-- start DATA SEGMENT --
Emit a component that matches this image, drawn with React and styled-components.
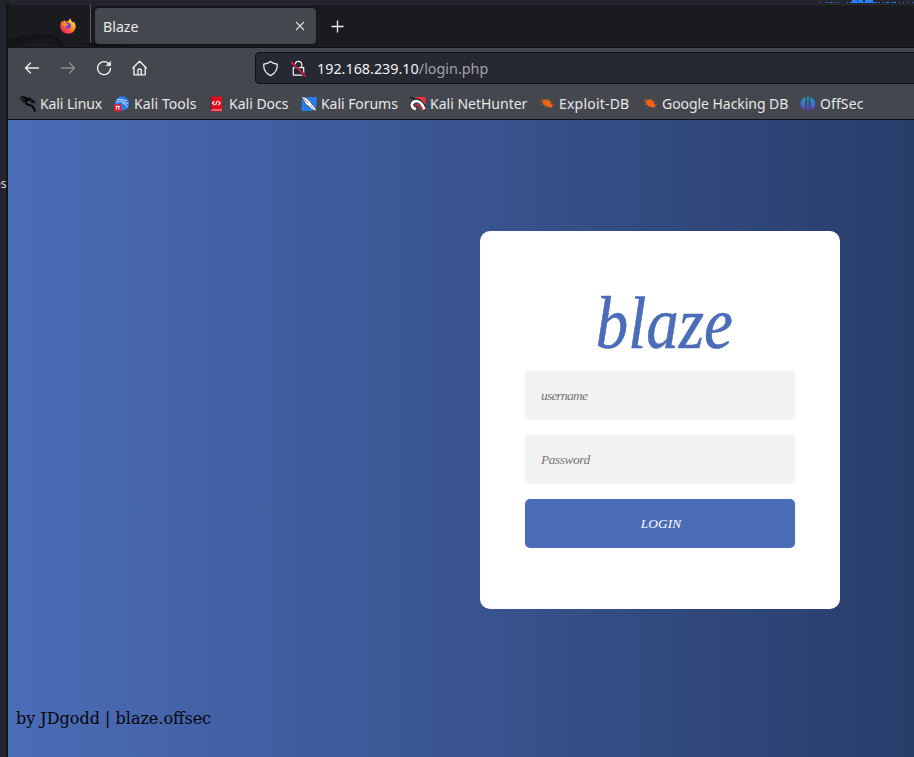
import React from "react";
import styled, { createGlobalStyle } from "styled-components";

const Global = createGlobalStyle`
  * { box-sizing: border-box; }
  body { margin: 0; overflow: hidden; background: #22242d; font-family: "Noto Sans", sans-serif; }
`;

const Desktop = styled.div`
  position: relative;
  width: 914px;
  height: 757px;
  overflow: hidden;
  display: flex;
  padding: 4px 0 0 7px;
  background: linear-gradient(90deg, #23252e 0 5px, #14151a 7px);
`;
const TopStrip = styled.div`
  position: absolute;
  left: 0;
  top: 0;
  width: 914px;
  height: 4px;
  background: linear-gradient(#252630, #202129);
  svg { display: block; }
`;
const Behind = styled.span`
  position: absolute;
  left: -6px;
  top: 176px;
  color: #d8d9dc;
  font: 12px/16px "Noto Sans", sans-serif;
`;
const Window = styled.div`
  position: relative;
  flex: 1;
  min-width: 0;
  display: flex;
  flex-direction: column;
  border-left: 1px solid #101116;
  border-top: 1px solid #2b2c31;
  border-top-left-radius: 6px;
  overflow: hidden;
  background: #1a1b1f;
`;
const TabStrip = styled.div`
  height: 43px;
  flex: none;
  display: flex;
  position: relative;
  border-bottom: 1px solid #121317;
`;
const Pinned = styled.div`
  width: 83px;
  flex: none;
  display: flex;
  align-items: center;
  justify-content: flex-end;
  padding-right: 14px;
  border-right: 1px solid #55575d;
`;
const Backdrop = styled.svg`
  position: absolute;
  left: 0;
  top: 0;
`;
const FoxSvg = styled.svg`
  position: relative;
`;
const Tab = styled.div`
  position: relative;
  width: 221px;
  height: 36px;
  margin: 3px 0 0 4px;
  padding: 0 11px 0 8px;
  border-radius: 4px;
  background: #44474d;
  box-shadow: 0 0 2px #0009;
  display: flex;
  align-items: center;
  justify-content: space-between;
  color: #e8e9e9;
  font-size: 14.2px;
`;
const NewTab = styled.div`
  margin: 14px 0 0 14px;
  height: 15px;
  svg { display: block; }
`;
const NavBar = styled.div`
  height: 40px;
  flex: none;
  display: flex;
  align-items: center;
  background: #44474d;
  padding-left: 15px;
`;
const NavButton = styled.div`
  width: 18px;
  height: 18px;
  margin-right: 18px;
  opacity: ${(p) => (p.$dim ? 0.42 : 1)};
  svg { display: block; }
`;
const UrlBar = styled.div`
  width: 680px;
  flex: none;
  height: 32px;
  margin-left: 88px;
  display: flex;
  align-items: center;
  padding-left: 6px;
  border: 1px solid #101116;
  border-radius: 4px;
  background: #262832;
  font-size: 14.35px;
  color: #f2f2f2;
  svg { flex: none; margin-right: 11px; }
  svg + span { margin-left: -1px; }
`;
const UrlPath = styled.span`
  color: #a2a3a8;
`;
const Bookmarks = styled.div`
  height: 32px;
  flex: none;
  display: flex;
  align-items: center;
  padding: 0 0 0 12px;
  background: #44474d;
  border-bottom: 1px solid #101114;
`;
const Bookmark = styled.div`
  width: ${(p) => p.$width}px;
  flex: none;
  display: flex;
  align-items: center;
  gap: 4px;
  white-space: nowrap;
  color: #e6e7e7;
  font-size: 14px;
  letter-spacing: ${(p) => p.$spacing || 0}px;
  svg { flex: none; }
`;
const Viewport = styled.main`
  flex: 1;
  min-height: 0;
  overflow: hidden;
`;
const Page = styled.div`
  width: 1304px;
  height: 100%;
  display: flex;
  flex-direction: column;
  align-items: center;
  justify-content: space-between;
  padding: 111px 0 26px;
  background: linear-gradient(90deg, #4b6cb7, #182848);
`;
const Card = styled.form`
  width: 360px;
  height: 378px;
  padding: 60px 45px 45px;
  border-radius: 10px;
  background: #fff;
  display: flex;
  flex-direction: column;
  gap: 15px;
  font-family: "Z003", "URW Chancery L", "Liberation Serif", serif;
  font-style: italic;
`;
const Logo = styled.h1`
  margin: 0 0 -15px;
  padding-left: 10px;
  height: 80px;
  font-size: 75px;
  line-height: 64px;
  font-weight: 400;
  text-align: center;
  color: #4b6cb7;
  -webkit-text-stroke: 0.6px #4b6cb7;
  transform: scaleX(0.865);
`;
const Field = styled.input`
  width: 270px;
  height: 49px;
  padding: 0 16px;
  border: 0;
  border-radius: 5px;
  background: #f2f2f2;
  font: inherit;
  font-size: 13.3px;
  letter-spacing: ${(p) => p.$spacing}px;
  &::placeholder { color: #757575; opacity: 1; }
`;
const Submit = styled.button`
  width: 270px;
  height: 49px;
  padding: 0 0 0 2px;
  border: 0;
  border-radius: 5px;
  background: #4b6cb7;
  color: #fff;
  font: inherit;
  font-size: 13.3px;
  letter-spacing: 0.1px;
`;
const Footer = styled.footer`
  align-self: flex-start;
  padding-left: 8px;
  color: #05060a;
  font: 16px/24px "DejaVu Serif", serif;
`;

const Line = ({ size = 18, children }) => (
  <svg width={size} height={size} viewBox="0 0 18 18" fill="none" stroke="#f0f0ee" strokeWidth="1.35" strokeLinecap="round" strokeLinejoin="round">
    {children}
  </svg>
);

const Firefox = () => (
  <FoxSvg width="16" height="16" viewBox="0 0 16 16">
    <defs>
      <linearGradient id="fox" x1="1" y1="0" x2="0.2" y2="1">
        <stop offset="0" stopColor="#fff44f" />
        <stop offset="0.4" stopColor="#ffae20" />
        <stop offset="0.7" stopColor="#ff5634" />
        <stop offset="1" stopColor="#e51a75" />
      </linearGradient>
    </defs>
    <path d="M1.7 3 2.8 4.2 4 1.9 5.4 3.5 7.2 3.5 8.5 2.7 10.4.3 11.4 3 13 4.6 13.7 3.6Q16 6.3 15.7 9C15.1 13.2 12 15.8 8 15.8S.8 13 .3 8.8C.1 6.5.8 4.5 1.7 3Z" fill="url(#fox)" />
    <path d="M5.5 4.7Q8.8 3.4 11 6.4 11.7 9.9 8.6 11.1 5.2 11 4.9 8.1L7 7.1 8.4 6 6.3 5.8Z" fill="#8043d5" />
    <path d="M2.9 6.1Q4.4 4.4 5.9 5.7L8.3 6.2 6.8 7.3 5.2 8.8Z" fill="#ff9c26" />
  </FoxSvg>
);

const KaliIcon = () => (
  <svg width="16" height="16" viewBox="0 0 16 16" fill="none" stroke="#08090b" strokeLinecap="round" strokeLinejoin="round">
    <path d="M.5 1.2 4.2.9 7.6 2.3 11 2.3M.9 3.6 4.6 2.5 8.4 3.2" strokeWidth="1.2" />
    <path d="M2.8 5.6Q5.4 3.9 9 3.8L12.4 4.4 14.6 6.4 11.6 6" strokeWidth="1.5" />
    <path d="M7.8 4C4.4 6 5.6 8.8 9.5 9 12.6 9.4 13.8 11 14.8 14.8" strokeWidth="2.1" />
  </svg>
);
const ToolsIcon = () => (
  <svg width="16" height="16" viewBox="0 0 16 16">
    <circle cx="8.1" cy="7.4" r="7.1" fill="#287cf0" />
    <path d="M2.5 4.2Q6 2.2 9.2 4L13 4.8M2 6.6Q5 4.6 8.2 5.2M8 5.4C7 8 12.5 7 13.6 11.5M9 5.8 14 7.6" fill="none" stroke="#cfe6ff" strokeWidth=".9" />
    <rect x="0" y="8" width="7.3" height="7.6" rx="2.2" fill="#ed1c2d" />
    <path d="M1.7 10.4H5.6M2.6 10V13.5M4.9 10V13.5" stroke="#fff" strokeWidth="1" />
  </svg>
);
const DocsIcon = () => (
  <svg width="16" height="16" viewBox="0 0 16 16">
    <path d="M1.4.5H13V15.4H2.5Q1.2 15.4 1.2 14Z" fill="#db1018" />
    <path d="M1.7 1V14.5" stroke="#263865" strokeWidth="1.1" />
    <path d="M2.2 13.4H13V14.4H2.5" fill="#e9b8bc" />
    <path d="m5.4 5.2-1.9 1.9 1.9 1.9M9.2 5.2l1.9 1.9L9.2 9M8 5.1 6.6 9.1" fill="none" stroke="#fff" strokeWidth="1.1" />
  </svg>
);
const ForumsIcon = () => (
  <svg width="16" height="16" viewBox="0 0 16 16">
    <path d="M1 1H14.7Q16 1 15.9 2.5L15.2 12.8 11 15H2Q.5 15 .5 13.4Z" fill="#267cf4" />
    <path d="M.2.6 5 1.6 9.4 5.6 11.2 8.4 14.2 11.8 15.8 15.5 10.6 13.2 8 10.6 4.8 8.6 2.8 4.6Z" fill="#fff" stroke="#20232b" strokeWidth=".6" />
    <path d="m2.6 2.6 4.8 4.8M9 8.8l3.6 4" stroke="#7c8390" strokeWidth=".8" />
  </svg>
);
const HunterIcon = () => (
  <svg width="16" height="16" viewBox="0 0 16 16">
    <path d="M5 1H15.6L15 12.8 10 8Z" fill="#f0303b" />
    <path d="M.2 1.2 3.5 2.6 9 4.2" fill="none" stroke="#1b1d22" strokeWidth="1.3" />
    <path d="M3.4 12C-.3 7.3 5 3 9.6 5.4 12.6 7 13.4 10 15.4 14" fill="none" stroke="#20232b" strokeWidth="4" />
    <path d="M5.8 13.3C-1 10.5 2 4.6 7.4 5.2 11 5.6 12.6 9 14.6 13.4" fill="none" stroke="#fff" strokeWidth="2.6" />
    <path d="M5 10.2Q7.4 7 9.4 10.6L12.6 14.4" fill="none" stroke="#df2b3c" strokeWidth="1.5" />
  </svg>
);
const ExploitIcon = () => (
  <svg width="16" height="16" viewBox="0 0 16 16">
    <path d="M3.4 4.6 6.4 3.6Q9.4 3.2 11.4 5.6L12.4 8 13.8 9.6 13 11.2Q10.6 12 8 10.8L4 8Z" fill="#ed6516" />
    <path d="m.9 4.4 3.7 1.4M2.4 2.6 5.6 4.6M9.6 2.4l.6 2.2M11.5 6l2.2-.6M4.4 8l-2.3 1M6.8 10 5.4 11.8M12.8 9l2.5-.6" stroke="#cf5d22" strokeWidth=".6" fill="none" />
  </svg>
);
const OffSecIcon = () => (
  <svg width="16" height="16" viewBox="0 0 16 16">
    <defs><linearGradient id="off" x1="0" x2="0" y1="0" y2="1"><stop stopColor="#13a8cb" /><stop offset=".6" stopColor="#4267d7" /><stop offset="1" stopColor="#6e20c6" /></linearGradient></defs>
    <path d="M5.4 1V14.2Q1 12.4.6 8C.5 4.8 2.4 2.4 5.4 1ZM7.2.5H8.7V15.5H7.2ZM10.5 1Q15 3.1 15.3 7.8 15.2 12.3 10.5 14.2Z" fill="url(#off)" />
  </svg>
);

const bookmarks = [
  ["Kali Linux", 94, KaliIcon, -0.1],
  ["Kali Tools", 95, ToolsIcon, 0.1],
  ["Kali Docs", 92, DocsIcon, 0],
  ["Kali Forums", 109, ForumsIcon, -0.05],
  ["Kali NetHunter", 129, HunterIcon, 0],
  ["Exploit-DB", 103, ExploitIcon, 0.2],
  ["Google Hacking DB", 158, ExploitIcon, -0.05],
  ["OffSec", 70, OffSecIcon, 0.1],
];

const specks = [29, 35, 37, 40, 41, 43, 45, 48, 57, 87, 89, 93, 96, 97, 98, 101, 103, 104, 105, 109, 113, 118, 122];

export default function App() {
  return (
    <Desktop>
      <Global />
      <TopStrip>
        <svg width="914" height="4" fill="#2b7df4">
          <path d="M852 0H857V1H858V0H863V2H865V0H873V2H876V3H850V2H852Z" />
          {specks.map((x) => <rect key={x} x={790 + x} y="2" width="1" height="1" />)}
        </svg>
      </TopStrip>
      <Behind>es</Behind>
      <Window>
        <TabStrip>
          <Backdrop width="150" height="43">
            <path d="M0 34Q23 28 49 30L57 43H52L44 34Q24 33 0 41ZM76 38Q104 36 125 43H84Z" fill="#131418" />
            <path d="M0 42Q22 36 43 37L47 42" fill="none" stroke="#15161a" strokeWidth="2" />
          </Backdrop>
          <Pinned><Firefox /></Pinned>
          <Tab>
            Blaze
            <svg width="10" height="10" viewBox="0 0 10 10" stroke="#ddd" strokeWidth="1.1"><path d="m1 1 8 8M9 1 1 9" /></svg>
          </Tab>
          <NewTab><svg width="15" height="15" stroke="#eee" strokeWidth="1.3"><path d="M7.5 1.5V13.5M1.5 7.5H13.5" /></svg></NewTab>
        </TabStrip>
        <NavBar>
          <NavButton><Line><path d="M2.5 9H15.5M7.5 4 2.5 9l5 5" /></Line></NavButton>
          <NavButton $dim><Line><path d="M2.5 9H15.5M10.5 4l5 5-5 5" /></Line></NavButton>
          <NavButton><Line><path d="M15.5 9.5A6.5 6.5 0 1 1 12.7 3.8L15 6" /><path d="M15.7 2.2V6.8H11.1Z" fill="#f0f0ee" strokeWidth=".4" /></Line></NavButton>
          <NavButton><Line><path d="M1.8 9 8.6 2.2 15.4 9M3 8V15.8H14.2V8M6.9 15.5V11.2Q6.9 10 8.6 10T10.3 11.2V15.5" /></Line></NavButton>
          <UrlBar>
            <Line size={17}><path d="M9 1.5Q12 4 16.2 4.3C16.5 10 13.4 14.6 9 16.5 4.6 14.6 1.5 10 1.8 4.3Q6 4 9 1.5Z" /></Line>
            <Line size={17}><path d="M5.5 8V5.5Q5.5 1.5 9 1.5T12.5 5.5V8M3.5 8H14.5V16H3.5Z" /><path d="M2 3 16 17" stroke="#262832" strokeWidth="3" /><path d="m1.5 2.5 15 14.5" stroke="#e21b49" strokeWidth="1.6" /></Line>
            <span>192.168.239.10<UrlPath>/login.php</UrlPath></span>
          </UrlBar>
        </NavBar>
        <Bookmarks>
          {bookmarks.map(([label, width, Icon, spacing]) => (
            <Bookmark key={label} $width={width} $spacing={spacing}><Icon />{label}</Bookmark>
          ))}
        </Bookmarks>
        <Viewport>
          <Page>
            <Card>
              <Logo>blaze</Logo>
              <Field placeholder="username" $spacing={-0.7} />
              <Field placeholder="Password" type="password" $spacing={-0.4} />
              <Submit type="button">LOGIN</Submit>
            </Card>
            <Footer>by JDgodd | blaze.offsec</Footer>
          </Page>
        </Viewport>
      </Window>
    </Desktop>
  );
}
-- end DATA SEGMENT --
OBJECTIVE ::
Across the data above, how many lines include the word "components"? Give only the count.

RESPONSE TO THIS TASK ::
2